== Data shown ==

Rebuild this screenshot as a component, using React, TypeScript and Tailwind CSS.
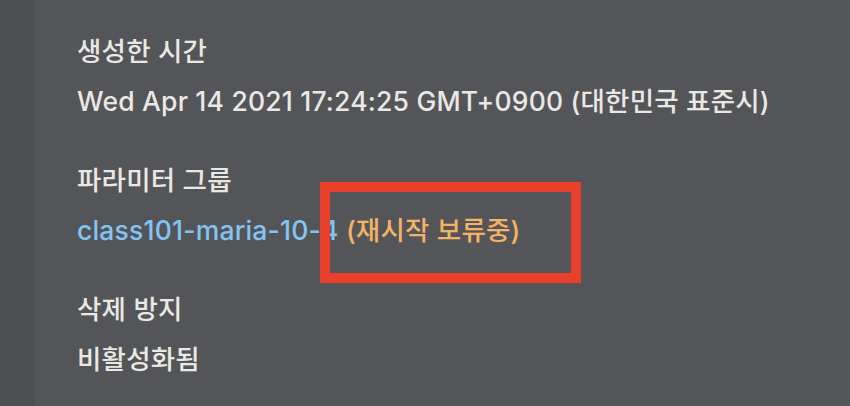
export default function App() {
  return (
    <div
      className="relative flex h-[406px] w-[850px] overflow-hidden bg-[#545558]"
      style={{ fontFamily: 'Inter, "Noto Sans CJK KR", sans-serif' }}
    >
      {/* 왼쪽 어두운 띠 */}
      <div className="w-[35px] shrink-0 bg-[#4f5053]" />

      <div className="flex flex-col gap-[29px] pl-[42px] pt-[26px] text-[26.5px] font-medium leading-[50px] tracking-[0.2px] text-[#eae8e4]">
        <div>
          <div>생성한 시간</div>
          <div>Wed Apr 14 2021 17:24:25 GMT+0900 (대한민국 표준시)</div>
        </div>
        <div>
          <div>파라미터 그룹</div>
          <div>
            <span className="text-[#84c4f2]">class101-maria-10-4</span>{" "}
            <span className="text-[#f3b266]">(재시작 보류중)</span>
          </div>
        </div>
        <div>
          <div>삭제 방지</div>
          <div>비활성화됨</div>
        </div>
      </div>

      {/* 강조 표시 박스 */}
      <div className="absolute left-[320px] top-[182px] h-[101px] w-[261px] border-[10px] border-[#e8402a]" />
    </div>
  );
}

===
== Data shown ==

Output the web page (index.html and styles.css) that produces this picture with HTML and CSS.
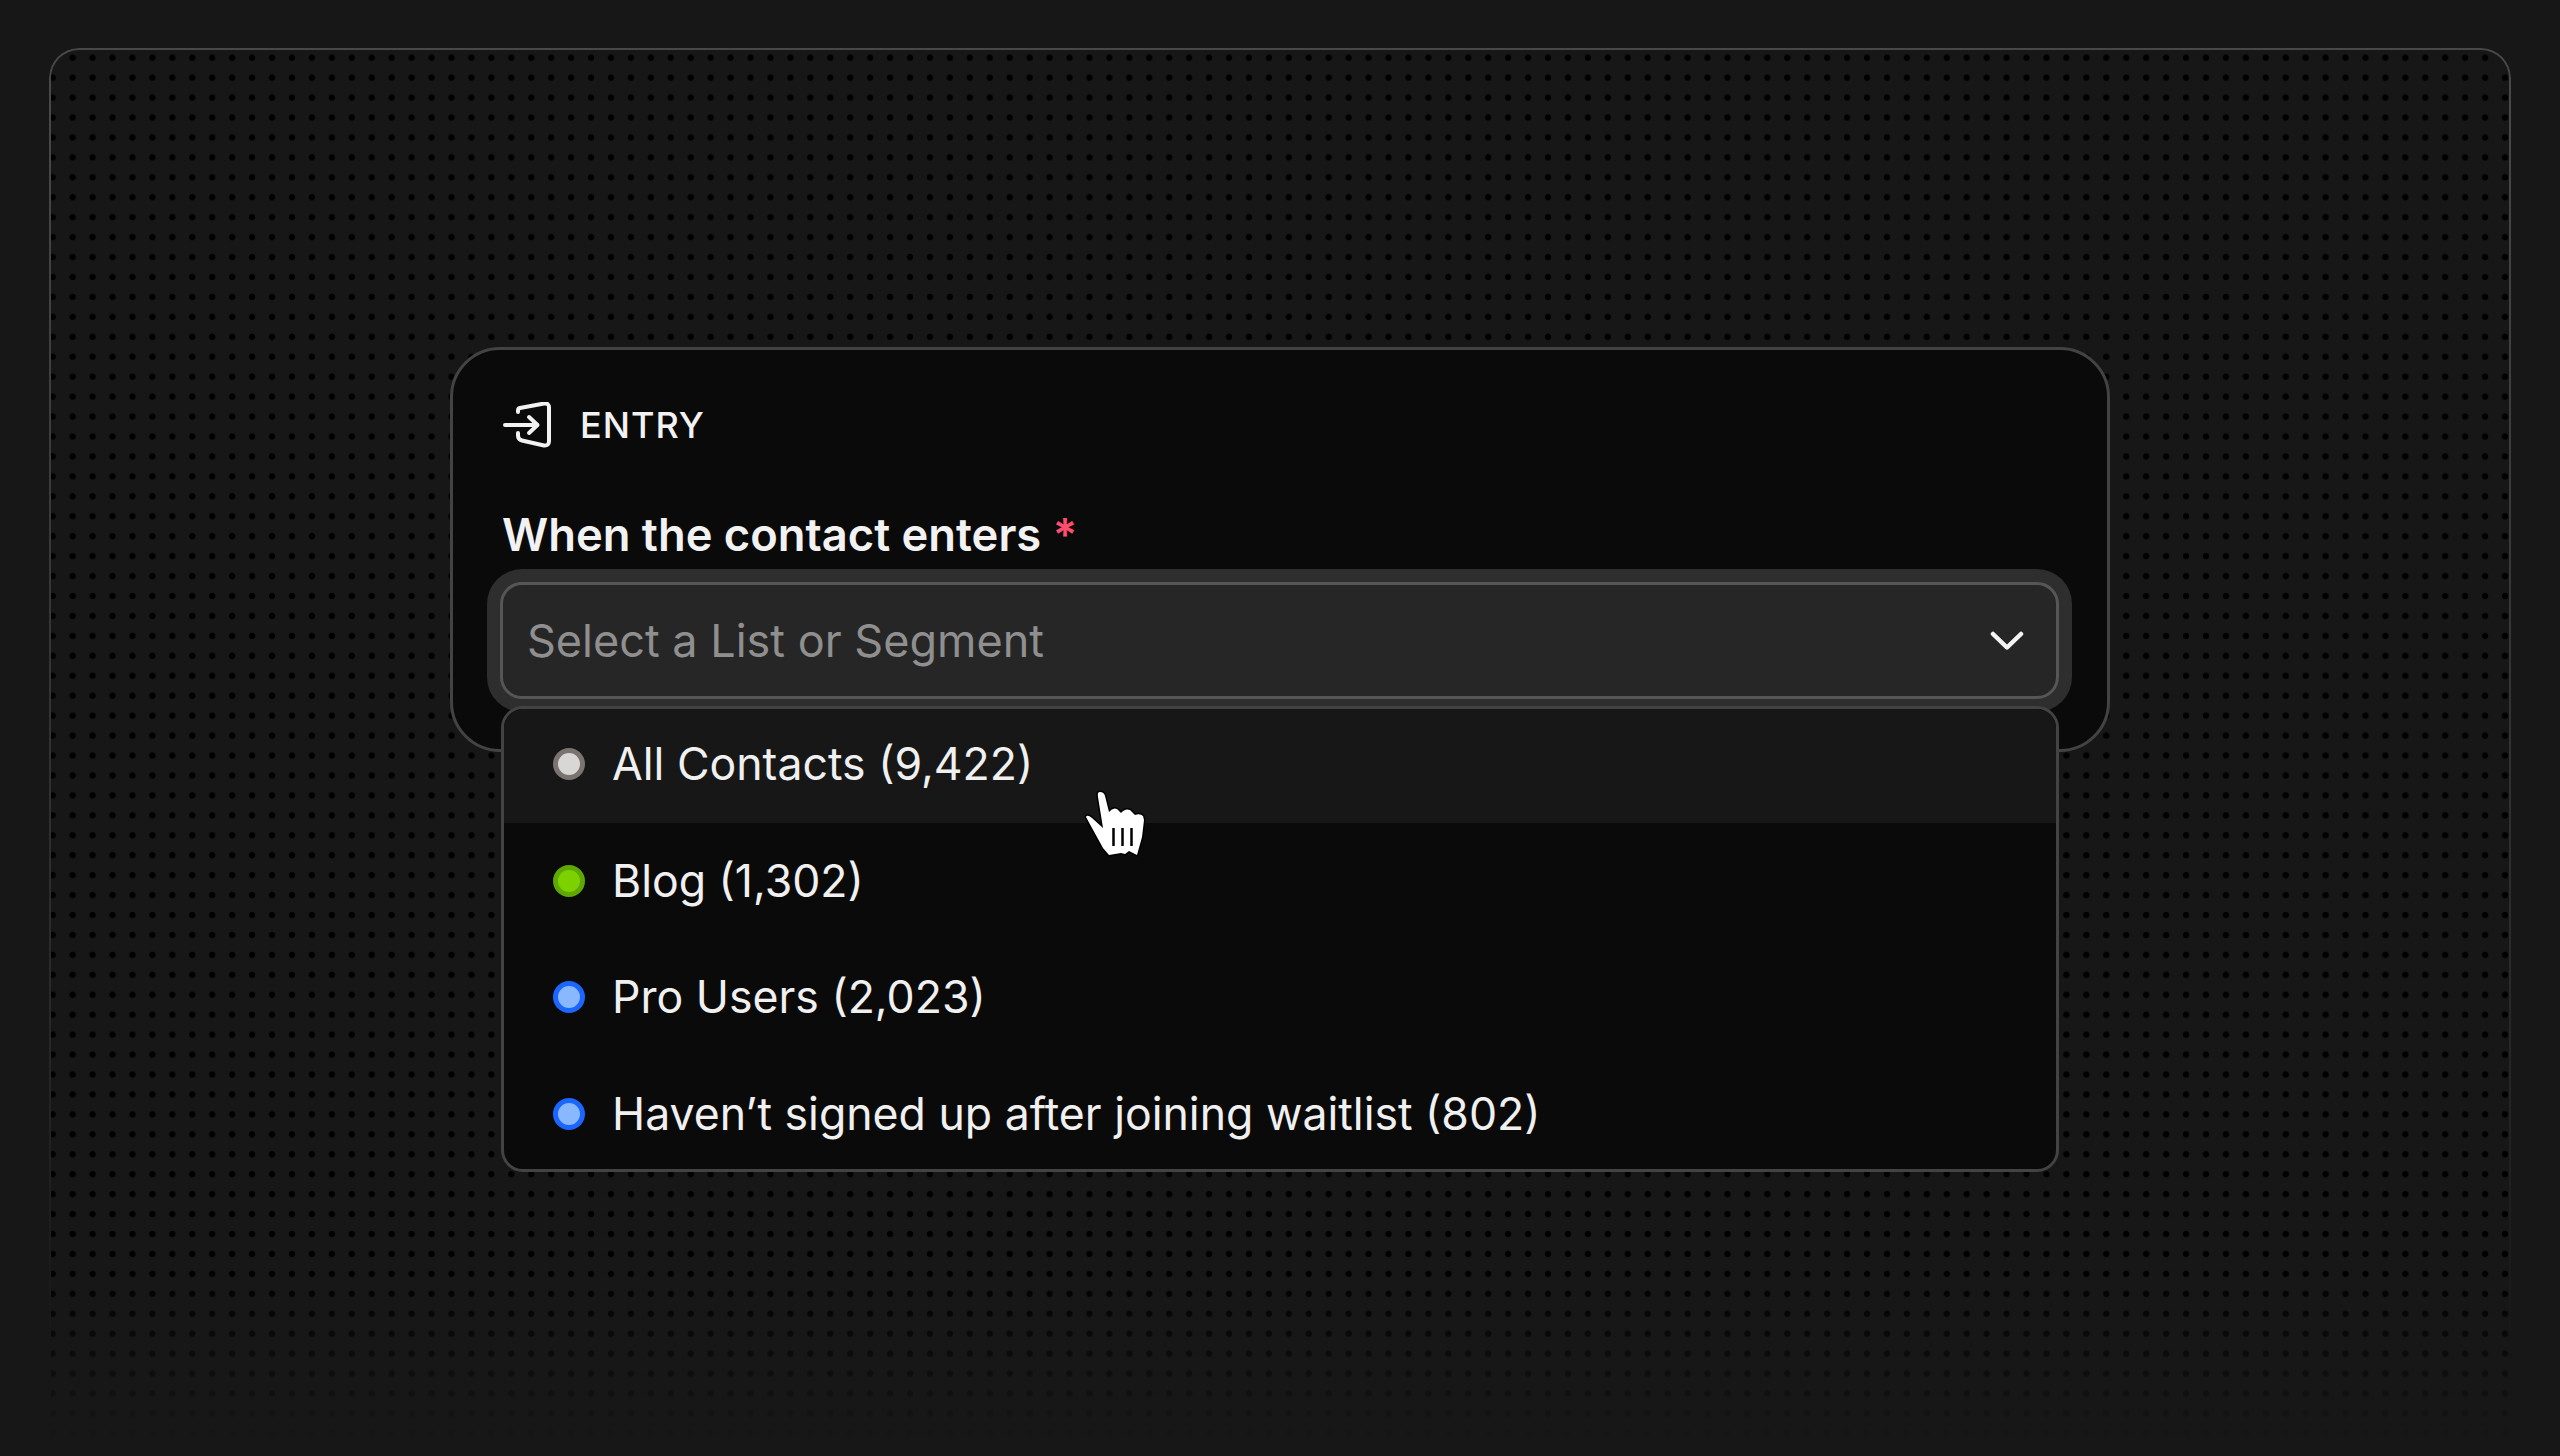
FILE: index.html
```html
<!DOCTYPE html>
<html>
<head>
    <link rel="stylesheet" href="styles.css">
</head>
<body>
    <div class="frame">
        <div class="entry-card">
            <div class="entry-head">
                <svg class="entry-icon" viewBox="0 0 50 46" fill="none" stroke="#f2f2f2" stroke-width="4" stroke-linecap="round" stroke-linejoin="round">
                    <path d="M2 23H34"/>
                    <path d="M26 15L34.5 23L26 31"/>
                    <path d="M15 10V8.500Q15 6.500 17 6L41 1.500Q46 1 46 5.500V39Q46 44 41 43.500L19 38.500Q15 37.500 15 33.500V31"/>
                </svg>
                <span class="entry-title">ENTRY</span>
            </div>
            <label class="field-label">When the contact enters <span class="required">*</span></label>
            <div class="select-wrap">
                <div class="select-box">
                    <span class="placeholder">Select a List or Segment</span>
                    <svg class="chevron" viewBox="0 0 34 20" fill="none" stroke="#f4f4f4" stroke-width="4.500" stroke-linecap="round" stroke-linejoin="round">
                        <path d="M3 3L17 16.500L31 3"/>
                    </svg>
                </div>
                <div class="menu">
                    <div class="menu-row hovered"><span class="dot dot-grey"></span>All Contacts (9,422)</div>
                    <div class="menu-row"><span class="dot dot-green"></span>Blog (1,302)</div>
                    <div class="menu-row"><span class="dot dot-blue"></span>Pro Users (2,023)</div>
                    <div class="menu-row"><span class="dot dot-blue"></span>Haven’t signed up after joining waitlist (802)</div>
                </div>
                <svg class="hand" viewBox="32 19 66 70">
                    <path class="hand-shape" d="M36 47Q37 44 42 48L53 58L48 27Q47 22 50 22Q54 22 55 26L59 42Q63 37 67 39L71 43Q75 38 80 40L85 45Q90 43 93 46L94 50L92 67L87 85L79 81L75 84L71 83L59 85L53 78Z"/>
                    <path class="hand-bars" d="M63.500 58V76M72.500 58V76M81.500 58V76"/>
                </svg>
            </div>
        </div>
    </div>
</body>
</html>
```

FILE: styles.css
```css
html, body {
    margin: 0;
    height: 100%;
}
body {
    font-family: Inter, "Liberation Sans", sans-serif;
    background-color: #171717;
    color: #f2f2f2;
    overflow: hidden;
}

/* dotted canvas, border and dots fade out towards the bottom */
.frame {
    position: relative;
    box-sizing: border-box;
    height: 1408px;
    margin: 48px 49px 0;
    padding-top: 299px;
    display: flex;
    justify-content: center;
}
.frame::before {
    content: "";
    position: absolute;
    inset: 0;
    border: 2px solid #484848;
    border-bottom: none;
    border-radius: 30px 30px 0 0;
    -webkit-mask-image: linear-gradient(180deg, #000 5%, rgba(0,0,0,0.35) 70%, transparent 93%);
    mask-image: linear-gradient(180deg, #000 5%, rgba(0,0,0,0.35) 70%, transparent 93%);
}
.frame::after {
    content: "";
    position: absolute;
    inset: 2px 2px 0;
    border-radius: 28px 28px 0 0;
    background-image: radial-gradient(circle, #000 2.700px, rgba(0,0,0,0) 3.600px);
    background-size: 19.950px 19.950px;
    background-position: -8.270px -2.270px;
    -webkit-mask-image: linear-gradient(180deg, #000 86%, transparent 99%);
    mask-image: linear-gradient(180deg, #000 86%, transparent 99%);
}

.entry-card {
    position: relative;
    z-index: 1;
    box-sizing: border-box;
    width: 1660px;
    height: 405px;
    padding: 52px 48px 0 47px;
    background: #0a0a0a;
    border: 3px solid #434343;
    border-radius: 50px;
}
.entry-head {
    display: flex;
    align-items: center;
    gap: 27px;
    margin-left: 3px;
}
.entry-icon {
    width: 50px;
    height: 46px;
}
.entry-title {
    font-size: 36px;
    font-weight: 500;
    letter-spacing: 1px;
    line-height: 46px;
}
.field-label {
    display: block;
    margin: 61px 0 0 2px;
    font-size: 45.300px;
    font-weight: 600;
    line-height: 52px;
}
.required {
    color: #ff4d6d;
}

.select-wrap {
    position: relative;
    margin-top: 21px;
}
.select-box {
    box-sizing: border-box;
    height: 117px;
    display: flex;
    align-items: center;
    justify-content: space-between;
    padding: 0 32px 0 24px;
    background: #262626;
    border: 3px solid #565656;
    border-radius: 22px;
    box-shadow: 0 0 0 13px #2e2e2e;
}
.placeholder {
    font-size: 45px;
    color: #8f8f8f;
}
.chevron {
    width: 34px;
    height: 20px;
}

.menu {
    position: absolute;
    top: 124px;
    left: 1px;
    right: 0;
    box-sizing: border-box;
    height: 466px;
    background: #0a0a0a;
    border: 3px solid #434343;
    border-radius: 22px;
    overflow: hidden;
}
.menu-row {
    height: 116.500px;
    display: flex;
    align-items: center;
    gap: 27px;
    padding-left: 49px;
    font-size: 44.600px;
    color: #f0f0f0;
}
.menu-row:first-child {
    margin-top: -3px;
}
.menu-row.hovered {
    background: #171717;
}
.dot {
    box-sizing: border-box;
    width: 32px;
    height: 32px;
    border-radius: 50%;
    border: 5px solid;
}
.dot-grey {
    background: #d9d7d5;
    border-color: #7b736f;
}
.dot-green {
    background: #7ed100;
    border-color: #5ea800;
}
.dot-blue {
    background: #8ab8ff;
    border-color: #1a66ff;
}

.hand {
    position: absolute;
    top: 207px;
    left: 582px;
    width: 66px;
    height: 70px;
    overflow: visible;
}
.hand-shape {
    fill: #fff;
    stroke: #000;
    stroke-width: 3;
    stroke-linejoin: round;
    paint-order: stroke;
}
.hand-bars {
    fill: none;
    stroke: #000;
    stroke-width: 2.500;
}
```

===
== Data shown ==

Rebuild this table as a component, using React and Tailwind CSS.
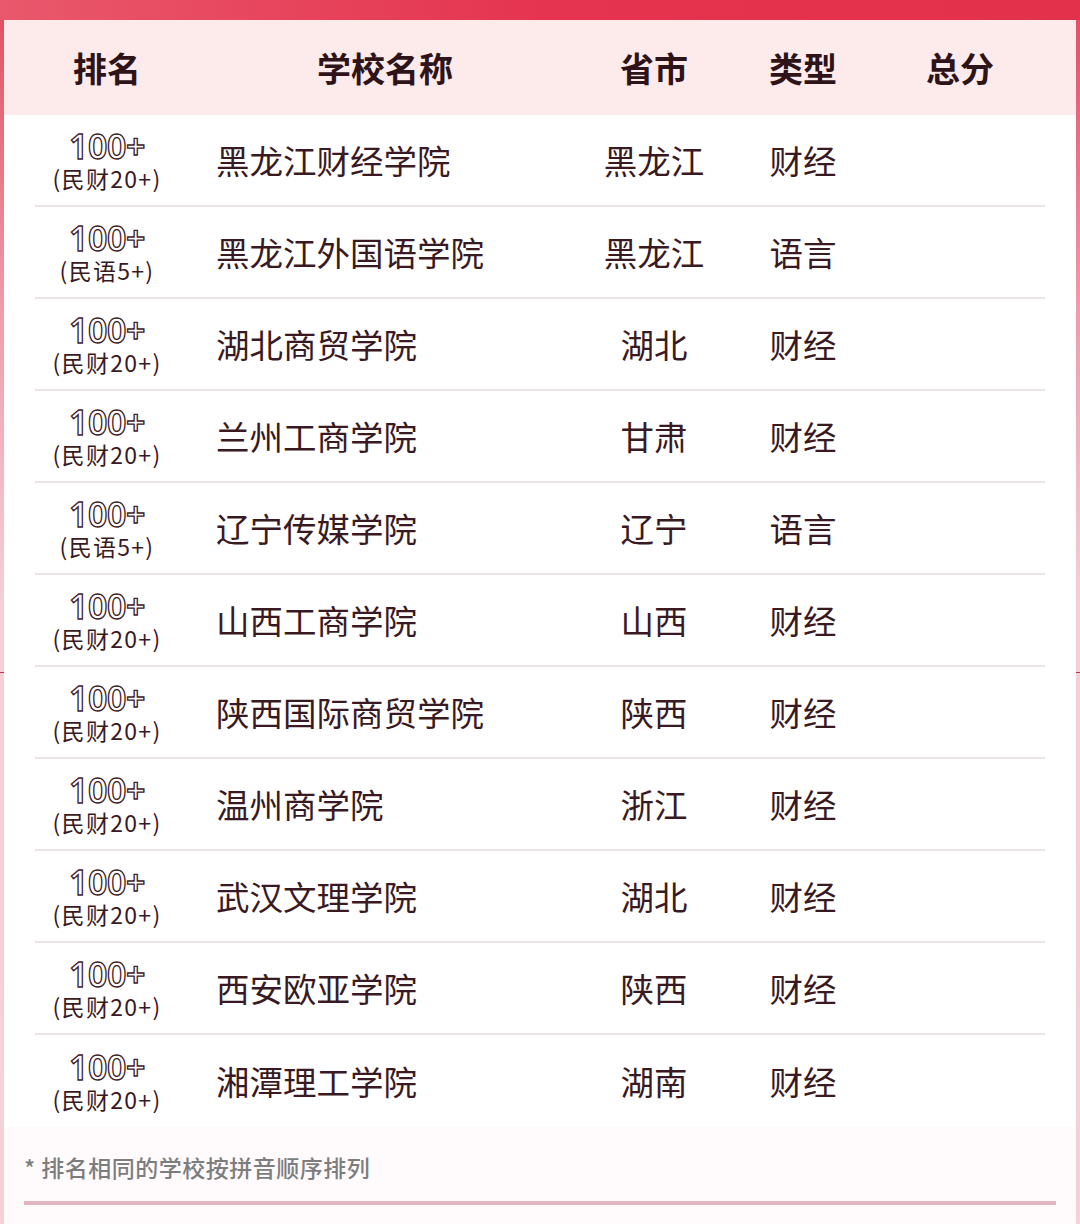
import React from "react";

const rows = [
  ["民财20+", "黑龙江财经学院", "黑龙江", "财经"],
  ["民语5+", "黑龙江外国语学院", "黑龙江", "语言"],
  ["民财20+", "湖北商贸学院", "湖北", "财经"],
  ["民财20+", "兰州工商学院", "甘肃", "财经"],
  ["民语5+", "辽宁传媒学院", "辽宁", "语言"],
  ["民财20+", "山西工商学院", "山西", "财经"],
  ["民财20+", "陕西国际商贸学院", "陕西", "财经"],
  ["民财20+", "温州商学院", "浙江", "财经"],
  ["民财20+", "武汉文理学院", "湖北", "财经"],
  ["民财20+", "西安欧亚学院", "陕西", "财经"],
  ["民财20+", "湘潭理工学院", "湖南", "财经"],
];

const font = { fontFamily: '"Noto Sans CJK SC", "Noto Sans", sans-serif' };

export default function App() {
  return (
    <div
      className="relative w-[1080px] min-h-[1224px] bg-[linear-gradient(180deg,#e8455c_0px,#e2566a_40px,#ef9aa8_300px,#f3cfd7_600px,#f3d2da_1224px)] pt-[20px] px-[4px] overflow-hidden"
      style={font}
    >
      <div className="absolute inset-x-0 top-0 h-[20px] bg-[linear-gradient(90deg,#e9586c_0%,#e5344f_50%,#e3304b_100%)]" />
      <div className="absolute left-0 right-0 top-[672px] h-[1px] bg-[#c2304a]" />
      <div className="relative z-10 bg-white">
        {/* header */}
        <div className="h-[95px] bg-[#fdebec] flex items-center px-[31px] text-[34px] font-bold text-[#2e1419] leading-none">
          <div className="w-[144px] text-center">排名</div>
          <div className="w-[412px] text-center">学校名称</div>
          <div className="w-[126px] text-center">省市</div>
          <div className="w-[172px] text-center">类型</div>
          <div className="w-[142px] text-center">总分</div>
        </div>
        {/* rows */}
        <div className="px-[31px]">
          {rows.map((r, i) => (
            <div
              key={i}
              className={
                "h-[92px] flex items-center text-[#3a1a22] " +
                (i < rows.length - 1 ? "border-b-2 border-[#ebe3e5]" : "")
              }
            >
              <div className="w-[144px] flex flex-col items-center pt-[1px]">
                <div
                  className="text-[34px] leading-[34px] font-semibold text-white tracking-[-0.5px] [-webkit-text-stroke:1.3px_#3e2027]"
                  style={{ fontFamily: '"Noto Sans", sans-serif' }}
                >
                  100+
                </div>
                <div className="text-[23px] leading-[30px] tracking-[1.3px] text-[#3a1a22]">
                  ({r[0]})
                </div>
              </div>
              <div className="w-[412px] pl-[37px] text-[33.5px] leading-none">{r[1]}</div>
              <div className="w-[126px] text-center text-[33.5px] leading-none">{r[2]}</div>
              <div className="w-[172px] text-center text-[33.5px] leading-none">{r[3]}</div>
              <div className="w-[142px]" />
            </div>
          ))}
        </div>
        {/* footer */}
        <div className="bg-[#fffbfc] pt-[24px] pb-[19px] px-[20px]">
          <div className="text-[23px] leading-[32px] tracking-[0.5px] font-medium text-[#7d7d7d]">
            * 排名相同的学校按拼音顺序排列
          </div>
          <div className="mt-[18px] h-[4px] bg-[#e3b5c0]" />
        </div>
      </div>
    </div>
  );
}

===

* _What to work on_:
In the entries above, identify every line with the word "Tailwind". Copy those lines.

* _Task answer_:
Rebuild this screenshot as a component, using React, TypeScript and Tailwind CSS.
Rebuild this table as a component, using React and Tailwind CSS.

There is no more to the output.